Michal, thats a biggie. I would just pull it out & placed it in a larger pot. Please don't over disturb the roots too much although figs are  resilent. Judging from the size of the pot relative to tree size, your newly acquired tree will be very root bound. The main reason to put it into a larger pot is to ensure the roots are not cooked/overheated by the summer sun as it is root bound & would not retained moisture/nutrients too well.  Then in late winter or early spring, root prune the tree. Take cuttings in early Fall to ensure spares or better still air layer some spares now.

Michal.
if your going to seperate those 2 trees showing in picture wait till yjey are fully dormant, get something real sharp like a bow saw with fine tooth blade so your not ripping but make a clean cuts on the roots. Try to find a area where you will cut that saves the most roots for each individual tree and then make 1 clean cut to seperate and pot them . Afterwards you prune, seems like each tree has a few nice thick branches (keep those)  but shorten them and cut the smaller ones connected to them to where you have several nodes left. Cut out the thinnest ones and work from there so the middle of the tree as you look at it is open . Here is example of some without leaves such as yours is now for an idea to shape somewhat, but you should cut branches shorter to match your smaller root system which would be more ideal.

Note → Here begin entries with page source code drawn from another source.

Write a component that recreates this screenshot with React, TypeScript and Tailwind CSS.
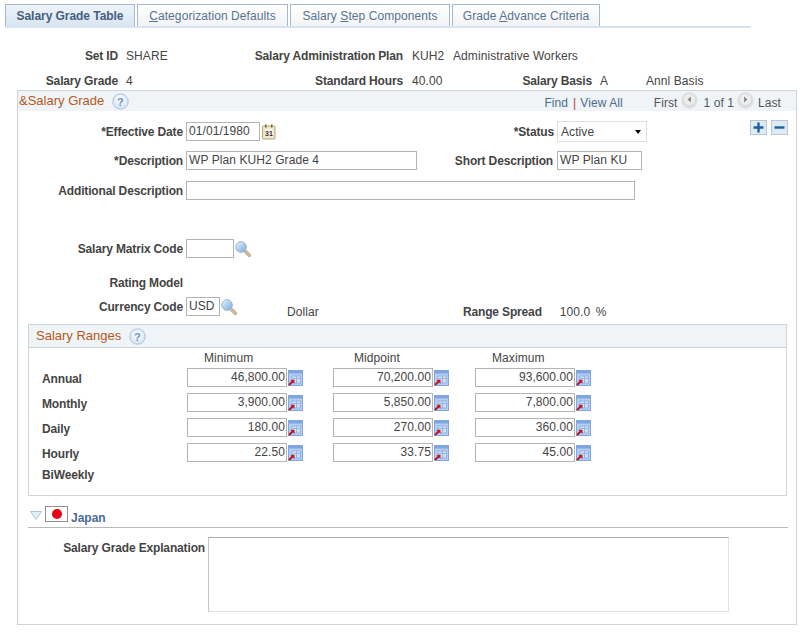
import React from "react";

const LABEL = "font-bold text-[#444] whitespace-nowrap tracking-[-0.15px]";

function Help() {
  return (
    <svg width="17" height="17" viewBox="0 0 17 17" className="shrink-0">
      <defs>
        <radialGradient id="hg" cx="50%" cy="40%" r="60%">
          <stop offset="0%" stopColor="#ffffff" />
          <stop offset="100%" stopColor="#d3e2f3" />
        </radialGradient>
      </defs>
      <circle cx="8.5" cy="8.5" r="7.7" fill="url(#hg)" stroke="#a9c2de" strokeWidth="1" />
      <text x="8.5" y="12.5" textAnchor="middle" fontSize="11" fontWeight="700" fontFamily="Liberation Sans" fill="#6f93bd">?</text>
    </svg>
  );
}

function Lookup({ id }: { id: string }) {
  return (
    <svg width="16" height="16" viewBox="0 0 16 16" className="shrink-0">
      <defs>
        <linearGradient id={id} x1="0" y1="0" x2="1" y2="1">
          <stop offset="0%" stopColor="#eef7fd" />
          <stop offset="100%" stopColor="#6fa8dc" />
        </linearGradient>
      </defs>
      <path d="M9.5 9.5 L14.4 14.4" stroke="#9aa7b5" strokeWidth="3.4" strokeLinecap="round" />
      <path d="M9.5 9.5 L14.4 14.4" stroke="#e2b483" strokeWidth="2.2" strokeLinecap="round" />
      <circle cx="6" cy="6" r="5.3" fill={`url(#${id})`} stroke="#93b6d6" strokeWidth="1" />
    </svg>
  );
}

function Calendar() {
  return (
    <svg width="14" height="16" viewBox="0 0 14 16" className="shrink-0">
      <rect x="0.5" y="2" width="12.5" height="13" rx="1" fill="#efe6c8" stroke="#b9a878" />
      <rect x="3" y="0.5" width="1.5" height="3" fill="#6b5f3c" />
      <rect x="9" y="0.5" width="1.5" height="3" fill="#6b5f3c" />
      <rect x="3" y="5" width="8" height="7.5" fill="#f8f4e4" />
      <text x="7" y="11.5" textAnchor="middle" fontSize="7" fontWeight="700" fontFamily="Liberation Sans" fill="#333">31</text>
    </svg>
  );
}

function Calc() {
  return (
    <svg width="15" height="16" viewBox="0 0 15 16" className="shrink-0">
      <rect x="0.5" y="0.5" width="14" height="15" fill="#b4cdf0" stroke="#7fa6e2" />
      <rect x="0.5" y="0.5" width="14" height="3" fill="#7fa6e2" />
      <rect x="4" y="6" width="8.5" height="7" fill="#cfe0f6" stroke="#93b4e4" />
      <path d="M5 8.5h7M8.5 6v7" stroke="#93b4e4" strokeWidth="1" />
      <path d="M1 15 L5 11" stroke="#c4121a" strokeWidth="2" />
      <path d="M2.5 9.8 H6.5 V13.8 Z" fill="#c4121a" />
    </svg>
  );
}

function Nav({ dir }: { dir: "l" | "r" }) {
  return (
    <svg width="17" height="17" viewBox="0 0 17 17" className="shrink-0">
      <circle cx="8.5" cy="8.5" r="8" fill="#dcdcdc" stroke="#e8e8e8" />
      <circle cx="8.5" cy="7.5" r="5.5" fill="#eeeeee" />
      <path d={dir === "l" ? "M10 4.5 V10.5 L6.5 7.5 Z" : "M7 4.5 V10.5 L10.5 7.5 Z"} fill="#8c8c8c" />
    </svg>
  );
}

function Box({ w, value, right }: { w: string; value?: string; right?: boolean }) {
  return (
    <div className={`${w} h-[19px] shrink-0 border border-[#b4b4b4] bg-white text-[#444] leading-[17px] overflow-hidden whitespace-nowrap ${right ? "text-right pr-[1px]" : "pl-[2px]"}`}>
      {value}
    </div>
  );
}

function Tab({ active, w, children }: { active?: boolean; w: string; children: React.ReactNode }) {
  return (
    <div className={`${w} h-[22px] flex items-center justify-center border border-b-0 border-[#a8b8cb] whitespace-nowrap ${active ? "bg-gradient-to-b from-[#eef3f9] to-[#d9e5f2] font-bold text-[#46607f] tracking-[-0.05px]" : "bg-gradient-to-b from-white to-[#f1f3f6] text-[#5a7290]"}`}>
      {children}
    </div>
  );
}

function RangeCell({ value }: { value: string }) {
  return (
    <div className="flex items-center gap-[1px]">
      <Box w="w-[100px]" value={value} right />
      <Calc />
    </div>
  );
}

const RANGES = [
  { label: "Annual", min: "46,800.00", mid: "70,200.00", max: "93,600.00" },
  { label: "Monthly", min: "3,900.00", mid: "5,850.00", max: "7,800.00" },
  { label: "Daily", min: "180.00", mid: "270.00", max: "360.00" },
  { label: "Hourly", min: "22.50", mid: "33.75", max: "45.00" },
];

const RANGE_COLS = "grid grid-cols-[158px_146px_142px_120px]";

export default function App() {
  return (
    <div className="w-[807px] h-[634px] bg-white overflow-hidden text-[12px] leading-[14px] text-[#444] tracking-[0.08px]" style={{ fontFamily: '"Liberation Sans", Arial, sans-serif' }}>
      {/* Tabs */}
      <div className="pt-[4px] pl-[5px]">
        <div className="w-[746px] border-b-2 border-[#d7e3f0] flex h-[24px]">
          <Tab active w="w-[130px] mr-[2px]">Salary Grade Table</Tab>
          <Tab w="w-[151px] mr-[2px]"><span><u>C</u>ategorization Defaults</span></Tab>
          <Tab w="w-[160px] mr-[2px]"><span>Salary <u>S</u>tep Components</span></Tab>
          <Tab w="w-[148px]"><span>Grade <u>A</u>dvance Criteria</span></Tab>
        </div>
      </div>

      {/* Header fields */}
      <div className="mt-[21px] flex h-[14px] items-center">
        <div className={`${LABEL} w-[118px] text-right`}>Set ID</div>
        <div className="ml-[8px] w-[277px]">
          <div className="flex justify-between">
            <span>SHARE</span>
            <span className={LABEL}>Salary Administration Plan</span>
          </div>
        </div>
        <span className="ml-[9px] w-[41px]">KUH2</span>
        <span>Administrative Workers</span>
      </div>
      <div className="mt-[11px] flex h-[14px] items-center">
        <div className={`${LABEL} w-[118px] text-right`}>Salary Grade</div>
        <div className="ml-[8px] w-[277px] flex justify-between">
          <span>4</span>
          <span className={LABEL}>Standard Hours</span>
        </div>
        <span className="ml-[9px] w-[110px]">40.00</span>
        <span className={`${LABEL} w-[70px] text-right`}>Salary Basis</span>
        <span className="ml-[8px] w-[46px]">A</span>
        <span>Annl Basis</span>
      </div>

      {/* Main panel */}
      <div className="ml-[17px] mt-[2px] w-[780px] h-[535px] border border-[#cfd3da]">
        <div className="h-[20px] bg-[#f0f4f6] flex items-center">
          <span className="ml-[1px] text-[#b5581d] text-[13px] tracking-normal">&amp;Salary Grade</span>
          <span className="ml-[8px]"><Help /></span>
          <div className="ml-auto mr-[15px] h-[20px] flex items-start text-[#4d6a93]">
            <span className="mt-[5px]">Find</span>
            <span className="mt-[5px] ml-[5px] mr-[4px] text-[#c0392b]">|</span>
            <span className="mt-[5px]">View All</span>
            <span className="mt-[5px] ml-[31px] text-[#555]">First</span>
            <span className="ml-[4px] mt-[1px]"><Nav dir="l" /></span>
            <span className="mt-[5px] ml-[5px] text-[#4d5a73]">1 of 1</span>
            <span className="ml-[3px] mt-[1px]"><Nav dir="r" /></span>
            <span className="mt-[5px] ml-[4px] text-[#555]">Last</span>
          </div>
        </div>

        <div className="mt-[10px] h-[21px] flex items-center">
          <div className={`${LABEL} w-[165px] text-right`}>*Effective Date</div>
          <div className="ml-[3px]"><Box w="w-[74px]" value="01/01/1980" /></div>
          <div className="ml-[2px]"><Calendar /></div>
          <div className={`${LABEL} w-[278px] text-right`}>*Status</div>
          <div className="ml-[3px] w-[90px] h-[21px] border border-[#dcdfe4] pl-[3px] flex items-center justify-between pr-[5px]">
            <span>Active</span>
            <span className="w-0 h-0 border-x-[3.5px] border-x-transparent border-t-[4px] border-t-black" />
          </div>
          <div className="ml-[103px] self-start -mt-[1px] flex gap-[4px]">
            <div className="w-[17px] h-[15px] bg-[#dfeaf3] border border-[#b6c8d6] flex items-center justify-center">
              <svg width="11" height="11" viewBox="0 0 11 11"><path d="M0.5 5.5h10M5.5 0.5v10" stroke="#1f5f9e" strokeWidth="2.4" /></svg>
            </div>
            <div className="w-[17px] h-[15px] bg-[#dfeaf3] border border-[#b6c8d6] flex items-center justify-center">
              <svg width="11" height="11" viewBox="0 0 11 11"><path d="M0.5 5.5h10" stroke="#1f5f9e" strokeWidth="2.4" /></svg>
            </div>
          </div>
        </div>

        <div className="mt-[9px] h-[19px] flex items-center">
          <div className={`${LABEL} w-[165px] text-right`}>*Description</div>
          <div className="ml-[3px]"><Box w="w-[231px]" value="WP Plan KUH2 Grade 4" /></div>
          <div className={`${LABEL} w-[136px] text-right`}>Short Description</div>
          <div className="ml-[4px]"><Box w="w-[85px]" value="WP Plan KU" /></div>
        </div>

        <div className="mt-[11px] h-[19px] flex items-center">
          <div className={`${LABEL} w-[165px] text-right`}>Additional Description</div>
          <div className="ml-[3px]"><Box w="w-[449px]" /></div>
        </div>

        <div className="mt-[39px] h-[19px] flex items-center">
          <div className={`${LABEL} w-[165px] text-right`}>Salary Matrix Code</div>
          <div className="ml-[3px]"><Box w="w-[48px]" /></div>
          <div className="ml-[1px]"><Lookup id="lk1" /></div>
        </div>

        <div className={`${LABEL} mt-[18px] h-[14px] w-[165px] text-right`}>Rating Model</div>

        <div className="mt-[7px] h-[19px] flex">
          <div className={`${LABEL} w-[165px] text-right self-center`}>Currency Code</div>
          <div className="ml-[3px]"><Box w="w-[34px]" value="USD" /></div>
          <div className="ml-[1px] self-center"><Lookup id="lk2" /></div>
          <span className="ml-[50px] mt-[8px]">Dollar</span>
          <span className={`${LABEL} ml-[143px] mt-[8px] w-[80px] text-right`}>Range Spread</span>
          <span className="ml-[18px] mt-[8px] w-[36px]">100.0</span>
          <span className="mt-[8px]">%</span>
        </div>

        {/* Salary Ranges */}
        <div className="ml-[10px] mt-[8px] w-[759px] h-[172px] border border-[#cfd3da]">
          <div className="h-[22px] bg-[#f0f4f6] border-b border-[#cfd3da] flex items-center box-content">
            <span className="ml-[7px] text-[#b5581d] text-[13px] tracking-normal">Salary Ranges</span>
            <span className="ml-[8px]"><Help /></span>
          </div>
          <div className={`${RANGE_COLS} mt-[3px] h-[14px]`}>
            <span />
            <span className="pl-[17px]">Minimum</span>
            <span className="pl-[21px]">Midpoint</span>
            <span className="pl-[17px]">Maximum</span>
          </div>
          <div className="mt-[3px] flex flex-col gap-[6px]">
            {RANGES.map((r) => (
              <div key={r.label} className={`${RANGE_COLS} h-[19px] items-center`}>
                <span className={`${LABEL} pl-[13px] mt-[3px]`}>{r.label}</span>
                <RangeCell value={r.min} />
                <RangeCell value={r.mid} />
                <RangeCell value={r.max} />
              </div>
            ))}
          </div>
          <div className={`${LABEL} pl-[13px] mt-[6px]`}>BiWeekly</div>
        </div>

        {/* Japan */}
        <div className="ml-[10px] mt-[10px] w-[760px] h-[22px] border-b border-[#b8b8b8] flex items-start">
          <svg width="12" height="9" viewBox="0 0 12 9" className="ml-[2px] mt-[5px] shrink-0">
            <path d="M0.5 0.5 H11.5 L6 8.5 Z" fill="#e3eef5" stroke="#a9c6da" />
          </svg>
          <div className="ml-[3px] w-[23px] h-[16px] border border-[#8f8f8f] flex items-center justify-center">
            <span className="w-[10px] h-[10px] rounded-full bg-[#e60012]" />
          </div>
          <span className="ml-[3px] mt-[5px] font-bold text-[#4a6a9c] tracking-normal">Japan</span>
        </div>

        <div className="mt-[9px] flex">
          <div className={`${LABEL} w-[187px] text-right mt-[4px]`}>Salary Grade Explanation</div>
          <div className="ml-[3px] w-[521px] h-[75px] border border-[#e0e2ea] border-t-[#aaaaaa] border-l-[#c4c4c4]" />
        </div>
      </div>
    </div>
  );
}
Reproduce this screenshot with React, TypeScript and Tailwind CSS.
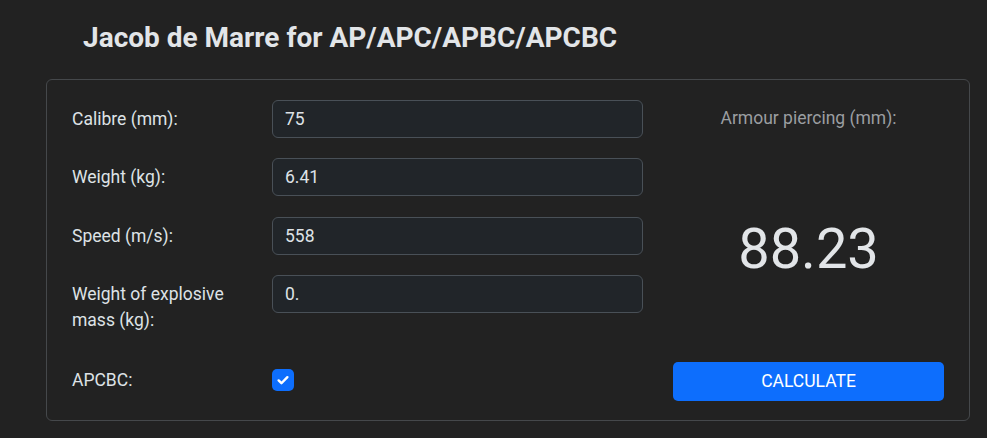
import React from 'react';

const fields = [
  { label: 'Calibre (mm):', value: '75' },
  { label: 'Weight (kg):', value: '6.41' },
  { label: 'Speed (m/s):', value: '558' },
  { label: 'Weight of explosive mass (kg):', value: '0.' },
];

const App = () => {
  return (
    <div className="min-h-[438px] bg-[#222222] font-['Roboto',sans-serif] text-[17.5px] leading-[1.5] text-[#dee2e6]">
      {/* Title */}
      <h3 className="pl-[83px] pt-[21px] pb-[24px] text-[28px] font-bold leading-[1.2] text-[#e2e5e8]">
        Jacob de Marre for AP/APC/APBC/APCBC
      </h3>

      <div className="ml-[46px] flex w-[924px] rounded-[6px] border border-[#45484b] pt-[20px] pb-[19px] pl-[25px] pr-[25px]">
        {/* Inputs */}
        <div className="flex w-[571px] flex-col gap-[20.5px]">
          {fields.map((f) => (
            <div key={f.label} className="flex items-start">
              <label className="w-[200px] pr-[40px] pt-[6px]">{f.label}</label>
              <input
                readOnly
                value={f.value}
                className="h-[38px] w-[371px] rounded-[6px] border border-[#495057] bg-[#212529] px-[12px] text-[#dee2e6] outline-none"
              />
            </div>
          ))}
          <div className="mt-[5px] flex h-[42px] items-center">
            <label className="w-[200px]">APCBC:</label>
            <span className="flex h-[22px] w-[22px] items-center justify-center rounded-[5px] bg-[#0d6efd]">
              <svg width="14" height="14" viewBox="0 0 16 16" fill="none">
                <path d="M3 8.5l3.2 3.2L13 4.8" stroke="white" strokeWidth="2.8" strokeLinecap="round" strokeLinejoin="round" />
              </svg>
            </span>
          </div>
        </div>

        {/* Result */}
        <div className="ml-[30px] flex w-[271px] flex-col items-center">
          <div className="pt-[5px] text-[#9b9ea1]">Armour piercing (mm):</div>
          <div className="mt-[90px] text-[56px] leading-none text-[#e2e5e8]">88.23</div>
          <button className="mt-auto h-[39px] w-full rounded-[5px] bg-[#0d6efd] uppercase text-white">
            Calculate
          </button>
        </div>
      </div>
    </div>
  );
};

export default App;
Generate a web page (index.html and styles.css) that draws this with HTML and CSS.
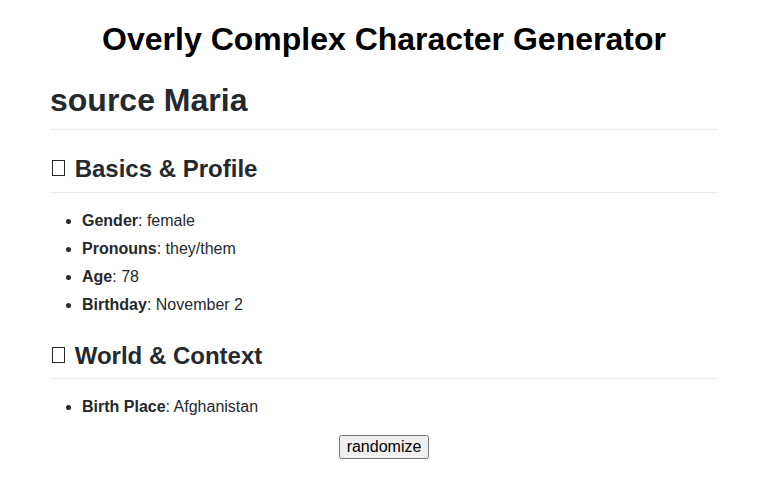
FILE: index.html
```html
<!DOCTYPE html>
<html lang="en">
<head>
<meta charset="utf-8">
<title>Overly Complex Character Generator</title>
<link rel="stylesheet" href="styles.css">
</head>
<body>
<h1 class="app-title">Overly Complex Character Generator</h1>
<main class="sheet">
  <h1 class="name">source Maria</h1>

  <h2 class="section"><span class="tofu" aria-hidden="true"></span> Basics &amp; Profile</h2>
  <ul class="facts">
    <li><strong>Gender</strong>: female</li>
    <li><strong>Pronouns</strong>: they/them</li>
    <li><strong>Age</strong>: 78</li>
    <li><strong>Birthday</strong>: November 2</li>
  </ul>

  <h2 class="section"><span class="tofu" aria-hidden="true"></span> World &amp; Context</h2>
  <ul class="facts">
    <li><strong>Birth Place</strong>: Afghanistan</li>
  </ul>
</main>
<div class="actions">
  <button class="randomize" type="button">randomize</button>
</div>
</body>
</html>
```
FILE: styles.css
```css
html, body {
  margin: 0;
  padding: 0;
  background: #ffffff;
}

body {
  font-family: "Liberation Sans", Arial, Helvetica, sans-serif;
  font-size: 16px;
  color: #24292e;
}

.app-title {
  margin: 0.67em 0;
  font-size: 32px;
  line-height: normal;
  font-weight: bold;
  text-align: center;
  color: #000000;
}

.sheet {
  width: 668px;
  margin: 0 auto;
  line-height: 1.5;
}

.name {
  margin: 0.67em 0 0;
  padding-bottom: 0.3em;
  font-size: 32px;
  line-height: 1.25;
  font-weight: 600;
  border-bottom: 1px solid #eaecef;
}

.section {
  margin: 24px 0 16px;
  padding-bottom: 0.3em;
  font-size: 24px;
  line-height: 1.25;
  font-weight: 600;
  border-bottom: 1px solid #eaecef;
}

.tofu {
  display: inline-block;
  box-sizing: border-box;
  width: 13px;
  height: 16px;
  margin: 0 3px 1px 2px;
  border: 1.5px solid #24292e;
}

.facts {
  margin: 0 0 16px;
  padding-left: 2em;
}

.facts li + li {
  margin-top: 0.25em;
}

.facts strong {
  font-weight: 600;
}

.actions {
  text-align: center;
}

.randomize {
  font-family: "Liberation Sans", Arial, sans-serif;
  font-size: 16px;
  color: #000000;
}
```
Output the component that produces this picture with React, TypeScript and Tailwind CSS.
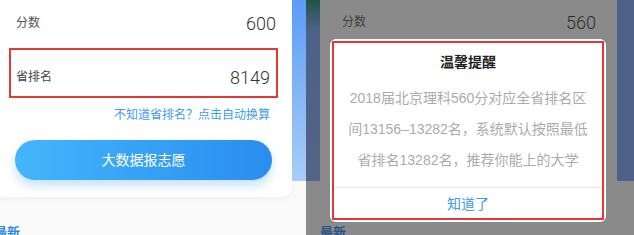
import React from 'react'

const font = { fontFamily: '"Liberation Sans", "Noto Sans CJK SC", sans-serif' }
const digits = { fontFamily: 'Roboto, "Liberation Sans", sans-serif' }

function LeftScreen() {
  return (
    <div className="relative w-[306px] h-full overflow-hidden bg-[#fafafa] flex flex-col">
      <div className="flex items-start">
        <div className="w-[292px] h-[197px] bg-white rounded-br-[10px] shadow-[0_2px_8px_rgba(0,0,0,0.05)] flex flex-col">
          <div className="h-[46px] px-[16px] flex items-center justify-between">
            <span className="text-[12px] text-[#555]">分数</span>
            <span className="text-[18px] font-light text-[#333]" style={digits}>600</span>
          </div>
          <div className="ml-[9px] mt-[2px] w-[269px] h-[50px] border-2 border-[#e53935] flex items-center justify-between pl-[5px] pr-[6px] pt-[8px]">
            <span className="text-[12px] text-[#444]">省排名</span>
            <span className="text-[18px] font-light text-[#333]" style={digits}>8149</span>
          </div>
          <div className="mt-[9px] h-[16px] pr-[22px] text-right text-[12px] leading-[16px] text-[#3e9bf0]">
            不知道省排名？点击自动换算
          </div>
          <div className="mt-[17px] ml-[15px] w-[257px] h-[40px] rounded-full bg-gradient-to-r from-[#45b6fb] to-[#2a8cf0] shadow-[0_6px_10px_rgba(42,140,240,0.25)] flex items-center justify-center text-[14px] text-white">
            大数据报志愿
          </div>
        </div>
        <div className="w-[14px] h-[181px] bg-gradient-to-b from-[#5b9cf5] to-[#a8cdf7]" />
      </div>
      <div className="mt-[28px] -ml-[6px] text-[13px] font-bold leading-[16px] text-[#2f86e6]">最新</div>
    </div>
  )
}

function RightScreen() {
  return (
    <div className="relative flex-1 h-full overflow-hidden bg-white">
      <div className="flex items-start">
        <div className="w-[14px] h-[181px] bg-gradient-to-b from-[#3a9a7c] via-[#8fb2fc] via-[16%] to-[#9ab8f5]" />
        <div className="w-[297px] h-[197px] bg-white flex flex-col">
          <div className="h-[44px] pl-[22px] pr-[21px] flex items-center justify-between">
            <span className="text-[12px] text-[#777]">分数</span>
            <span className="text-[18px] font-light text-[#555]" style={digits}>560</span>
          </div>
        </div>
        <div className="w-[17px] h-[181px] bg-[#8fb2fc]" />
      </div>
      <div className="mt-[28px] ml-[14px] text-[13px] font-bold leading-[16px] text-[#4d9af8]">最新</div>

      <div className="absolute inset-0 bg-black/[0.46]" />

      <div className="absolute left-[24px] top-[39px] w-[276px] h-[183px] rounded-[6px] bg-white p-[2px]">
        <div className="h-full border-2 border-[#e5383b] flex flex-col">
          <div className="h-[38px] flex items-center justify-center text-[14px] font-bold text-[#222]">
            温馨提醒
          </div>
          <div className="pt-[2px] text-center text-[14px] leading-[31px] text-[#ababab]">
            <div>2018届北京理科560分对应全省排名区</div>
            <div>间13156–13282名，系统默认按照最低</div>
            <div>省排名13282名，推荐你能上的大学</div>
          </div>
          <div className="mt-[11px] border-t border-[#e8e8e8] flex-1 flex items-center justify-center pt-[2px] text-[14px] text-[#3a9ae8]">
            知道了
          </div>
        </div>
      </div>
    </div>
  )
}

export default function App() {
  return (
    <div className="w-[634px] h-[235px] overflow-hidden flex" style={font}>
      <LeftScreen />
      <RightScreen />
    </div>
  )
}
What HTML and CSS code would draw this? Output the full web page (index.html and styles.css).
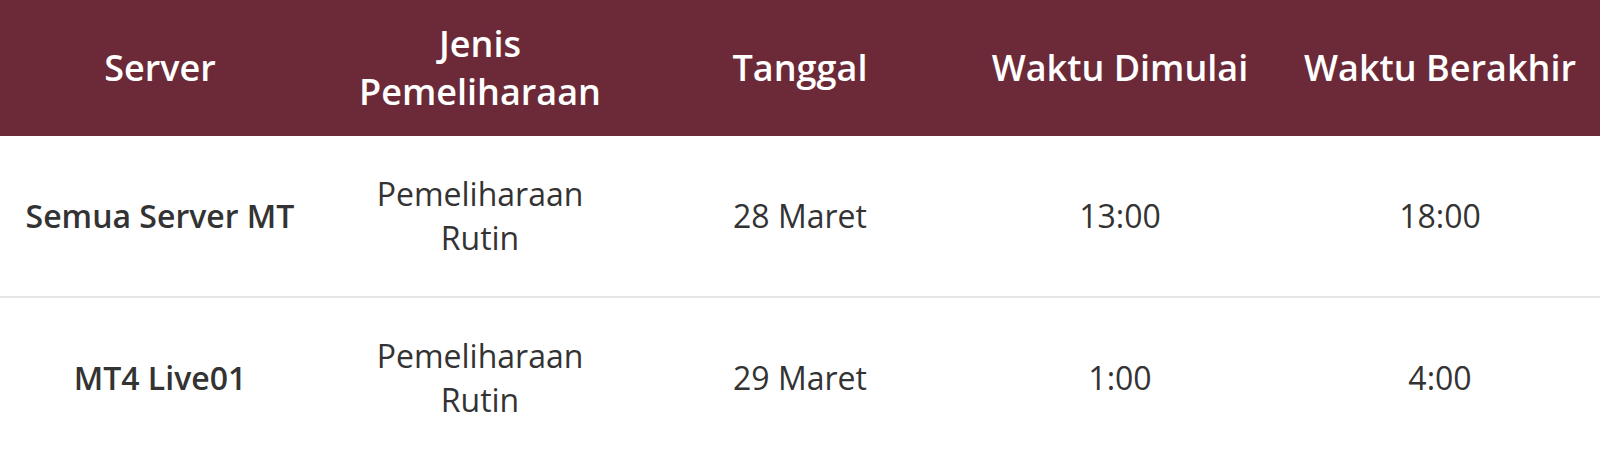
FILE: index.html
```html
<!DOCTYPE html>
<html lang="id">
<head>
<meta charset="utf-8">
<title>Jadwal Pemeliharaan</title>
<link rel="stylesheet" href="styles.css">
</head>
<body>
<table class="schedule">
  <thead>
    <tr>
      <th>Server</th>
      <th>Jenis<br>Pemeliharaan</th>
      <th>Tanggal</th>
      <th>Waktu Dimulai</th>
      <th>Waktu Berakhir</th>
    </tr>
  </thead>
  <tbody>
    <tr>
      <td class="server">Semua Server MT</td>
      <td>Pemeliharaan<br>Rutin</td>
      <td>28 Maret</td>
      <td>13:00</td>
      <td>18:00</td>
    </tr>
    <tr>
      <td class="server">MT4 Live01</td>
      <td>Pemeliharaan<br>Rutin</td>
      <td>29 Maret</td>
      <td>1:00</td>
      <td>4:00</td>
    </tr>
  </tbody>
</table>
</body>
</html>
```

FILE: styles.css
```css
html, body {
  margin: 0;
  padding: 0;
  background: #ffffff;
}

body {
  font-family: "Open Sans", "Noto Sans", sans-serif;
  color: #333333;
}

.schedule {
  width: 100%;
  border-collapse: collapse;
  table-layout: fixed;
}

.schedule th {
  background: #6c2a38;
  color: #ffffff;
  font-size: 36px;
  font-weight: 600;
  line-height: 48px;
  padding: 20px 0;
  text-align: center;
  vertical-align: middle;
}

.schedule td {
  font-size: 32px;
  font-weight: 400;
  line-height: 44px;
  padding: 36px 0;
  text-align: center;
  vertical-align: middle;
  border-bottom: 2px solid #e6e6e6;
}

.schedule td.server {
  font-weight: 600;
}
```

I am for waiting till it is dormant before separating or dong anything that will disturb the roots. If you want to do some pruning for size and shape, now, in preparation, go for it.

Thank you very much for this great information!

Yes I will wait until the season is over and then I will proceed with the "surgery".

When you say SURGERY i think of our healthcare system (ouch).
Anyways be careful and dont do what i did and get stuck in neck or face with those limbs , it was a very dumb thing that happened to me this past winter.
Its so easy to get careless at least for me such as today digging and axeing the roots of a spruce that recently died and scraping a layer of skin off my forearm for me and trees limbs dont mix well for some reason . One more spruce to do surgery with, it would have been a good video with me a rope and garden tractor doing the spruce pull today, the rope finally broke when the 5 ft stump came out whew i made it with lots of soreness and sweat.

Dieseler
You should have called me for help.

Dieseler:

Ouch it surely was no fun.

I wish I could help your health care system but I think the patients would run away if they saw me with a big saw in the operation room.



Michal,  Good looking tree.  If you follow Pitangadiego's advice about doing some pruning now in preparation for repotting/separation, I would love some of the dormant (vegetable crisper) cuttings, whether the trees are known varieties or not.